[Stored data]

>> Begin

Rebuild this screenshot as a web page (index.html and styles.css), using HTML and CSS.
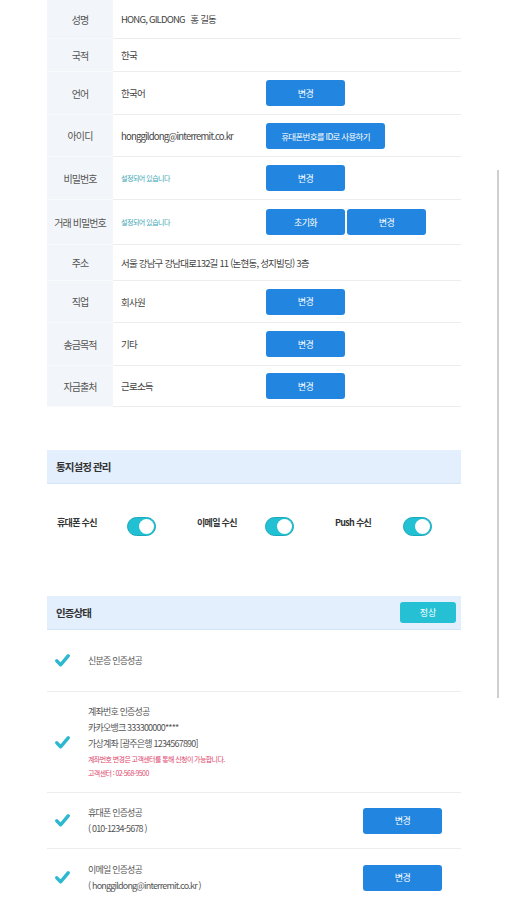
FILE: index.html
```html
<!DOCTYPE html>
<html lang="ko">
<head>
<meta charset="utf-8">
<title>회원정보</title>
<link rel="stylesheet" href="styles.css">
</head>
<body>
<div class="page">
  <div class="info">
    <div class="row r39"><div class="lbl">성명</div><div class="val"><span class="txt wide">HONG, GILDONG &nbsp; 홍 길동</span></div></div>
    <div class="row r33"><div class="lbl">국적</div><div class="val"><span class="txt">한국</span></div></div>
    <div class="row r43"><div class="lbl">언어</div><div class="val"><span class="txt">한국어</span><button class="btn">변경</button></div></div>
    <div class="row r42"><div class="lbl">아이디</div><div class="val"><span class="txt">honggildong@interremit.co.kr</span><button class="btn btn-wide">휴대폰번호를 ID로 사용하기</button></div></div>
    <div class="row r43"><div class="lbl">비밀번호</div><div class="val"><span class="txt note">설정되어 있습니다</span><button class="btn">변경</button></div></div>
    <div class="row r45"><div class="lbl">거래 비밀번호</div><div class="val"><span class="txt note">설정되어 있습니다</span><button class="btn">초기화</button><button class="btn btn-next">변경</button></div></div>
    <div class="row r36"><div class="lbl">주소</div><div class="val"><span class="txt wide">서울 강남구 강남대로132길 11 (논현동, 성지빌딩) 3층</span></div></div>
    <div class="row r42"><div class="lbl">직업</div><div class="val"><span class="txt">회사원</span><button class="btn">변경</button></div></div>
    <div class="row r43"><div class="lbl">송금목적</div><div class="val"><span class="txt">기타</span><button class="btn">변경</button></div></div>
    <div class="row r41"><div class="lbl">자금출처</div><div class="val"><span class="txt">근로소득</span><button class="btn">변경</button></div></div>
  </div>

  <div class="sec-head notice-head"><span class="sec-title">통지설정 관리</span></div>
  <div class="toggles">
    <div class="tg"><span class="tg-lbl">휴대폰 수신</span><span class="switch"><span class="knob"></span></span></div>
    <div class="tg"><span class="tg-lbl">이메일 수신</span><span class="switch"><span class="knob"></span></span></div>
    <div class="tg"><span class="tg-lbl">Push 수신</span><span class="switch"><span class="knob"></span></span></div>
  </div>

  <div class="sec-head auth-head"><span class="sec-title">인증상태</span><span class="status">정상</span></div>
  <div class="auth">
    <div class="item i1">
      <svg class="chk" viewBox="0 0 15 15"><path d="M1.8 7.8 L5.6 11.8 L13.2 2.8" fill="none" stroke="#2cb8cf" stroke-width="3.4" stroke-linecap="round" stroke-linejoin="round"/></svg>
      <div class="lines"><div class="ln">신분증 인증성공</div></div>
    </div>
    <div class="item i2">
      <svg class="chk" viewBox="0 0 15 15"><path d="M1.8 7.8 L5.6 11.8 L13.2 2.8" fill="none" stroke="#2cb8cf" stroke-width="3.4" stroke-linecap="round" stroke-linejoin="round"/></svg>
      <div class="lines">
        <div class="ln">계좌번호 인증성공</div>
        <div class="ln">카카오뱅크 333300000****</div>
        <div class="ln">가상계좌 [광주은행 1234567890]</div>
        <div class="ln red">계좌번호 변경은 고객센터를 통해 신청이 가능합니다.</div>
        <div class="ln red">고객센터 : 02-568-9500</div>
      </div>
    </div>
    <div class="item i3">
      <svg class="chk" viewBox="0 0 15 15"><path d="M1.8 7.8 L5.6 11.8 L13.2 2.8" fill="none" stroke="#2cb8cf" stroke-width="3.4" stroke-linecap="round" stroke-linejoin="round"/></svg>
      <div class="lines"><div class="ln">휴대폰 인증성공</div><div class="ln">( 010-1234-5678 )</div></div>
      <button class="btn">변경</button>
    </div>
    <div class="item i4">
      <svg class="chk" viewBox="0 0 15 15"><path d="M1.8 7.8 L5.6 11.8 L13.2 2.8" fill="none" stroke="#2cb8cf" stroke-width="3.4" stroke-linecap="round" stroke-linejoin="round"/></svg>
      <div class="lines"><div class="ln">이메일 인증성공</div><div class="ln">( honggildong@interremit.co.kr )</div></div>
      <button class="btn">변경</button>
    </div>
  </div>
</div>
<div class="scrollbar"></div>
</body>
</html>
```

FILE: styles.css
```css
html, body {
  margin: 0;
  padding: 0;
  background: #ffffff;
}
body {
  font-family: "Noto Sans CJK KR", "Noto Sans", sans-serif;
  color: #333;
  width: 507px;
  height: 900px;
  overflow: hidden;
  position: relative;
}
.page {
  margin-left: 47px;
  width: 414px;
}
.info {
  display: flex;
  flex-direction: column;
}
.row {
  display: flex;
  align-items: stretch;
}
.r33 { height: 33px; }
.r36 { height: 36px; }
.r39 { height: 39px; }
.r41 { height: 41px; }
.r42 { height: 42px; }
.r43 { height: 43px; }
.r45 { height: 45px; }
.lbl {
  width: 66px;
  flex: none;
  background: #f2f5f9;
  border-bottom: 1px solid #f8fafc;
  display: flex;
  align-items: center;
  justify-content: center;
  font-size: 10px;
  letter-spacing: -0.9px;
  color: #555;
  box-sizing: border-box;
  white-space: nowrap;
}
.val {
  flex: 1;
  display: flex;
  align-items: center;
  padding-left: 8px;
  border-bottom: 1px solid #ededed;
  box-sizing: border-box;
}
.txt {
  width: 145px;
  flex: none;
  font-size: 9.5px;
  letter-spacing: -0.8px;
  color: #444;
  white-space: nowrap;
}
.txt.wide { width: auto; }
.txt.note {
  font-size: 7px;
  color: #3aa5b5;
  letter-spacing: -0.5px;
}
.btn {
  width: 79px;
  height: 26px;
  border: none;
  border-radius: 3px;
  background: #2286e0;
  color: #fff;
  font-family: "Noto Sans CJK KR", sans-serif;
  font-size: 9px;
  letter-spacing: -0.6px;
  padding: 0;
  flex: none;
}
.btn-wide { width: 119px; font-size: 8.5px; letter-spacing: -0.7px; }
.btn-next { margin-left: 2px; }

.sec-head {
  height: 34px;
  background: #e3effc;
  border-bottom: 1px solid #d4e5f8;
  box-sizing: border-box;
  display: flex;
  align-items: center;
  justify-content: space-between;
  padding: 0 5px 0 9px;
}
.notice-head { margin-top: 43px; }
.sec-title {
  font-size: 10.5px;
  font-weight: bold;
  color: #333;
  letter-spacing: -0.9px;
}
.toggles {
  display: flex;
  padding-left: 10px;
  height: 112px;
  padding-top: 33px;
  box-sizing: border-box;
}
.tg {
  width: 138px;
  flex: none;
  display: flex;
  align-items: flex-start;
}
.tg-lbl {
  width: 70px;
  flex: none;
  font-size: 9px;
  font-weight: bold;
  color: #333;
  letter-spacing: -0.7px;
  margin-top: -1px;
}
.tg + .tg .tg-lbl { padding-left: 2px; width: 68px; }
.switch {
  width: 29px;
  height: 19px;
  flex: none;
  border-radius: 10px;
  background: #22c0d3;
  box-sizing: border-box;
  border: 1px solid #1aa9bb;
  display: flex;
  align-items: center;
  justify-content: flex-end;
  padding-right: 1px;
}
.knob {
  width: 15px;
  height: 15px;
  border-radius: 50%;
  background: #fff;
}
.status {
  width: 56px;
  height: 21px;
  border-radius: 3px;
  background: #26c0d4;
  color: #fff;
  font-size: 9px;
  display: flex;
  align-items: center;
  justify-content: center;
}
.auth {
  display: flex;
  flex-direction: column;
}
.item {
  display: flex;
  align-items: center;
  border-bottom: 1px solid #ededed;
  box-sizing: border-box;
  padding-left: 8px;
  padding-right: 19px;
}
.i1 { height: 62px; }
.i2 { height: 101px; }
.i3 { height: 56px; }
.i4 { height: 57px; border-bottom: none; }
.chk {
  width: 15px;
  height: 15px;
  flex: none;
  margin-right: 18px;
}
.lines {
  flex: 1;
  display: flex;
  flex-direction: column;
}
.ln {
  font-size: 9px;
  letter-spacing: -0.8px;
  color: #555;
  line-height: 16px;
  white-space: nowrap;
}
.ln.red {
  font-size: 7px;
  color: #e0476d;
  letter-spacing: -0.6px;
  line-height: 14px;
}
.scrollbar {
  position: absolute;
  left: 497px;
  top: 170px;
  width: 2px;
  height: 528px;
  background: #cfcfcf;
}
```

>> End
>> Begin

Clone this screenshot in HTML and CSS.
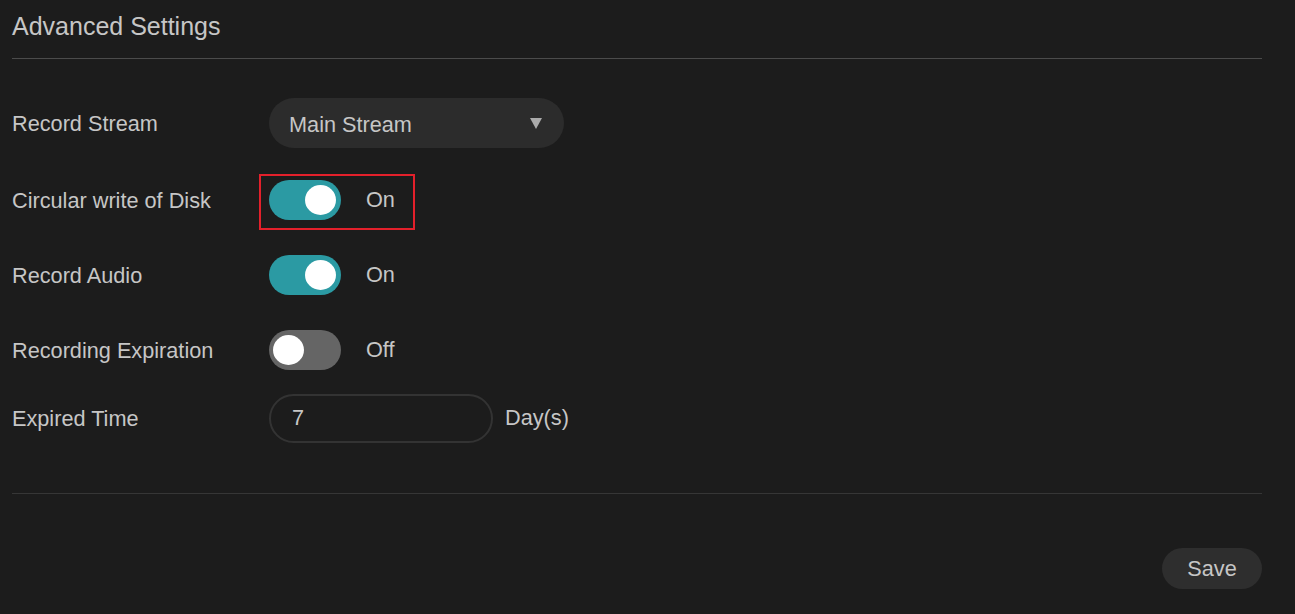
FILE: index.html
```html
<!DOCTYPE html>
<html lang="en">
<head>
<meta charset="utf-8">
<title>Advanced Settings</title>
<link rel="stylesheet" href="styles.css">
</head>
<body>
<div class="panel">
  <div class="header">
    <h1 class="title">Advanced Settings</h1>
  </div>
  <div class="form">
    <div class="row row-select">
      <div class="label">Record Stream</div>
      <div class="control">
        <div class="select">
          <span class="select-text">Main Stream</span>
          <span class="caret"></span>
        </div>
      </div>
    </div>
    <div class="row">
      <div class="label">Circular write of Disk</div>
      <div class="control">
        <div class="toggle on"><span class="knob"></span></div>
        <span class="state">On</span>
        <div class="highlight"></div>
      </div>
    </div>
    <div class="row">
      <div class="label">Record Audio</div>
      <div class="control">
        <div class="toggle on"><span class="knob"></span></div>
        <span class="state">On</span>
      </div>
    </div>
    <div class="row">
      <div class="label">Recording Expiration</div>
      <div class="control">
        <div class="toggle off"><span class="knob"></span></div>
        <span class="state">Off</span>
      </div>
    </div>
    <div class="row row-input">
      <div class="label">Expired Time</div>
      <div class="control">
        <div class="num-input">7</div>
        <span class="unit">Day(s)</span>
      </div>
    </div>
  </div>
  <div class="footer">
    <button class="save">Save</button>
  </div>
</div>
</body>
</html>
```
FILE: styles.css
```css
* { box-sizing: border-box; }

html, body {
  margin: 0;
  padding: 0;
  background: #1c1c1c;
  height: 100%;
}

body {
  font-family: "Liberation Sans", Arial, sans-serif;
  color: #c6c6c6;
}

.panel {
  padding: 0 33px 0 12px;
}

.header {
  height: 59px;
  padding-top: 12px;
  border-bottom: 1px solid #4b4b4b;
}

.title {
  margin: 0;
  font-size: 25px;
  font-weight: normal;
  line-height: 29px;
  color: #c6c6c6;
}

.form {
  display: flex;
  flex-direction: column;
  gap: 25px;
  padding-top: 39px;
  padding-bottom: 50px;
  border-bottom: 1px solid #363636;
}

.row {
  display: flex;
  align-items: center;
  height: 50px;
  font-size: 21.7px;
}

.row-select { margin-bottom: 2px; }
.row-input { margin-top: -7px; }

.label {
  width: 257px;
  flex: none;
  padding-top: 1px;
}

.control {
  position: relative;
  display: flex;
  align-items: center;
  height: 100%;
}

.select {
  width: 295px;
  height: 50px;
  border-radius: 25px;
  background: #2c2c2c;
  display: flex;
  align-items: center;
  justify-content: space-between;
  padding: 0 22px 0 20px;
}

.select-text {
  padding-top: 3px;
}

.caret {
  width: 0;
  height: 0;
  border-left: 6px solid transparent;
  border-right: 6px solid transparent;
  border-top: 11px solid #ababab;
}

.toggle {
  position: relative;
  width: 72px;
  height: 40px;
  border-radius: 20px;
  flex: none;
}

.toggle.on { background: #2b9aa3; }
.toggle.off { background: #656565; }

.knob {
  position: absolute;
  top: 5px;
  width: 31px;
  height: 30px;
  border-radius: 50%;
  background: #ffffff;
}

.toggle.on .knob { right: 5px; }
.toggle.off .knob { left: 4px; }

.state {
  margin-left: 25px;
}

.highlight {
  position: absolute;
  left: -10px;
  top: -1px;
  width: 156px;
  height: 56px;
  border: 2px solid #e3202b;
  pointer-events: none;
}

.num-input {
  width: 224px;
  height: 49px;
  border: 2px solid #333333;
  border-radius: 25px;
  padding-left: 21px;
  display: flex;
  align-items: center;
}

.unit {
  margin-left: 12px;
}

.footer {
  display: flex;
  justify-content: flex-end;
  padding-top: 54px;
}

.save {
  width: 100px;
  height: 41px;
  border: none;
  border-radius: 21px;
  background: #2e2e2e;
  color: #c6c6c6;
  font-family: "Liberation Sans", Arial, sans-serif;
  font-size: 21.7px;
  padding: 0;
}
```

>> End
>> Begin

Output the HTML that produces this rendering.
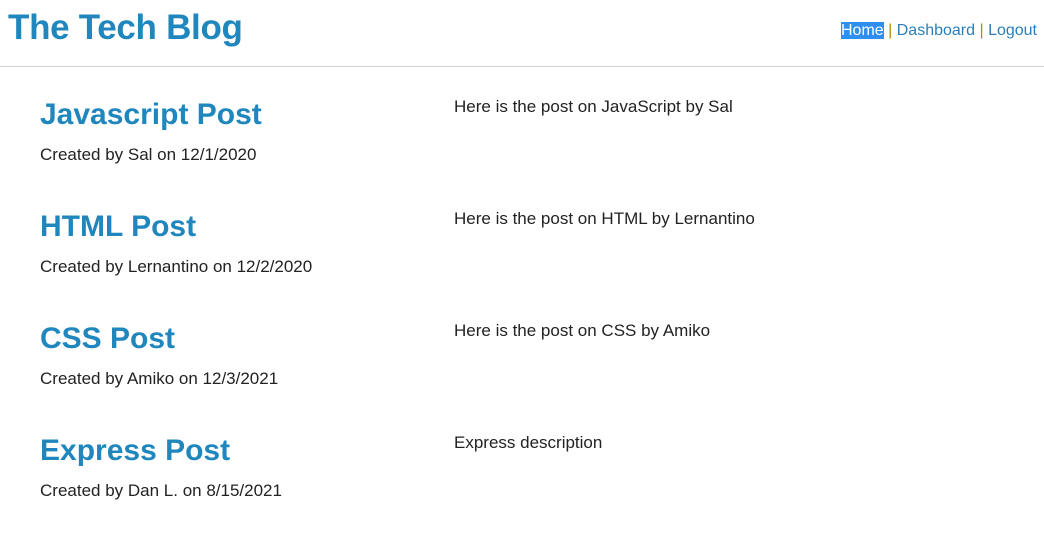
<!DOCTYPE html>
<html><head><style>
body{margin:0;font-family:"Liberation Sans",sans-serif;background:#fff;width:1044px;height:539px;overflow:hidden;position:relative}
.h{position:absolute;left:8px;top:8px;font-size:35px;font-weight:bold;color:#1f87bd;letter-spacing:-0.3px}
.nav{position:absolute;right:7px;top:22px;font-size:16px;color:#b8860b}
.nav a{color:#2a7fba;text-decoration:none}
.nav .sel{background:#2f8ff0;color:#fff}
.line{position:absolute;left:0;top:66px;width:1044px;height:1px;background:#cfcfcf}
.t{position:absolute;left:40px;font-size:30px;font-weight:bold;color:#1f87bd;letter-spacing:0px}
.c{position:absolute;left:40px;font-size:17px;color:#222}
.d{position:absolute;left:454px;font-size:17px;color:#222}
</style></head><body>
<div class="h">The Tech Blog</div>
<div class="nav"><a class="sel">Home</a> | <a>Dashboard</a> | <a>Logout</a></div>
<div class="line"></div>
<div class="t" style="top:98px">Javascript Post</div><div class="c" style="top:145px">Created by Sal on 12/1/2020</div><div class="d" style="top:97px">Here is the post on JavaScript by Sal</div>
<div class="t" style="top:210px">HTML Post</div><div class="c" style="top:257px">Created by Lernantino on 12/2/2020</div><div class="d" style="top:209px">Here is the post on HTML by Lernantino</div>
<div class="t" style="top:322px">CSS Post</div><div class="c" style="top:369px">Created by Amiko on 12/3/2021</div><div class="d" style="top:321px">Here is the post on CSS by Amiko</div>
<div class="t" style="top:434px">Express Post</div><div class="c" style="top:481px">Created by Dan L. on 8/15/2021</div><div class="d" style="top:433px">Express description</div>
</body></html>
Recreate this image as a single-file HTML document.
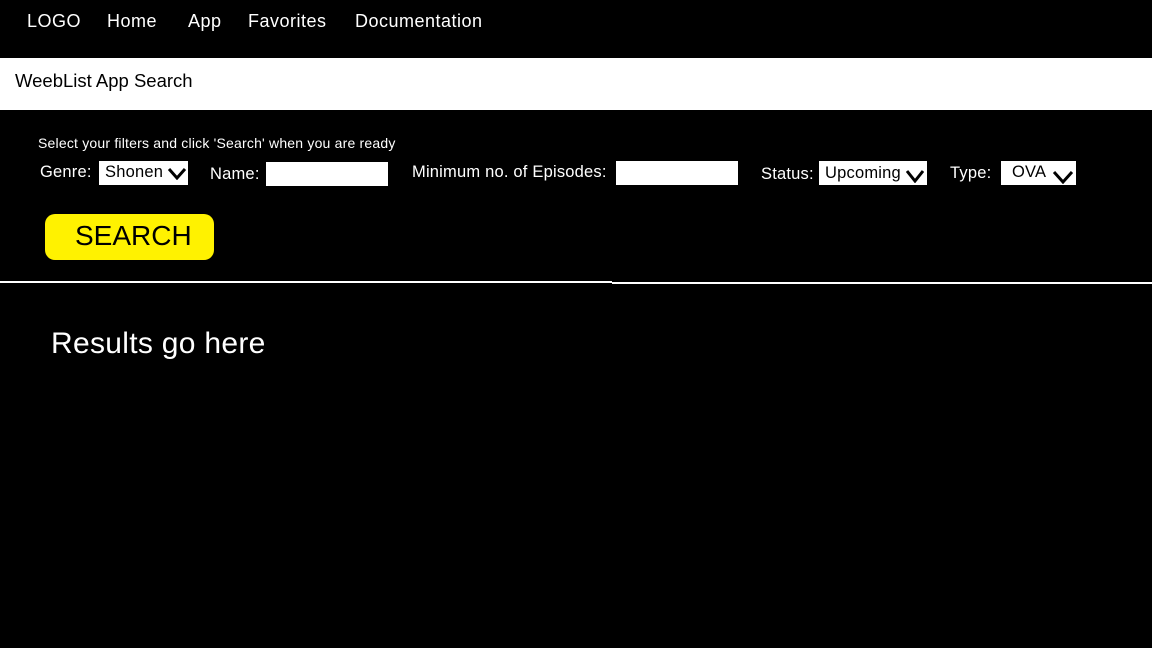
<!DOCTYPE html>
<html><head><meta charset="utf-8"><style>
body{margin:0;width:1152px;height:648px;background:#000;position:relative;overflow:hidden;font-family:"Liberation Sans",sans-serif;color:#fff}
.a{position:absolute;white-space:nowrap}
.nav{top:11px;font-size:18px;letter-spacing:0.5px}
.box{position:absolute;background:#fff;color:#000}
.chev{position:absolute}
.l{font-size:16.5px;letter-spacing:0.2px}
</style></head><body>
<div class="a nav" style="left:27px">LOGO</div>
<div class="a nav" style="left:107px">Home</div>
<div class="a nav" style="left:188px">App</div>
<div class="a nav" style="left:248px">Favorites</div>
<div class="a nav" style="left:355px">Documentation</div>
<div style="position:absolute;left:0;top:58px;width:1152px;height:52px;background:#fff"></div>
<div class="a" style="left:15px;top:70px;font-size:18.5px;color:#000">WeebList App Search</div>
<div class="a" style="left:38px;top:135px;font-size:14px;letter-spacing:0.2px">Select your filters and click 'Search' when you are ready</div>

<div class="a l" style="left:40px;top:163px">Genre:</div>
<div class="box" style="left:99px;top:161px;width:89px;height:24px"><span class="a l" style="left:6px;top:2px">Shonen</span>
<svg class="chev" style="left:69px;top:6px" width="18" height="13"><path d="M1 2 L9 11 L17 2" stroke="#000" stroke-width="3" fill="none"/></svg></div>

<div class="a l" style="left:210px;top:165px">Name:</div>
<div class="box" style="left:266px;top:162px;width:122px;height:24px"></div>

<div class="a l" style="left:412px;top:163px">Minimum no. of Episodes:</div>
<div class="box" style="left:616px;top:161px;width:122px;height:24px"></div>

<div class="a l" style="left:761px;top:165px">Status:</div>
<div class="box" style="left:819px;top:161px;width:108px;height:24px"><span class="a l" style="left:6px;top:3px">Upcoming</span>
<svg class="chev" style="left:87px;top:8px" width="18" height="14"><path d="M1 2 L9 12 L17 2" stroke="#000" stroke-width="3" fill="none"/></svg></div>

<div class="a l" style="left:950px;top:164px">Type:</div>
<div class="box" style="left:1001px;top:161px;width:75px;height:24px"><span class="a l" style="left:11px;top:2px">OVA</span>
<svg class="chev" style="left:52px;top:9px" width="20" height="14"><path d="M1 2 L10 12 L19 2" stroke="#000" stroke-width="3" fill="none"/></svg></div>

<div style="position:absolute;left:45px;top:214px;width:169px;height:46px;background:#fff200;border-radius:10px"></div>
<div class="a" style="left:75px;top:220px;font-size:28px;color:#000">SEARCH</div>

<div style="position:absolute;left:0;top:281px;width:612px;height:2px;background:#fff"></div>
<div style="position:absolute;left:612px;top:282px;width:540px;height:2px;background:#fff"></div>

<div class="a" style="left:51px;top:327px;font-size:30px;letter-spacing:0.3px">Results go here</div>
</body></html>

>> End

Note each line of the entries that has "this" in it, and copy those lines.

Rebuild this screenshot as a web page (index.html and styles.css), using HTML and CSS.
Clone this screenshot in HTML and CSS.
Output the HTML that produces this rendering.
Recreate this image as a single-file HTML document.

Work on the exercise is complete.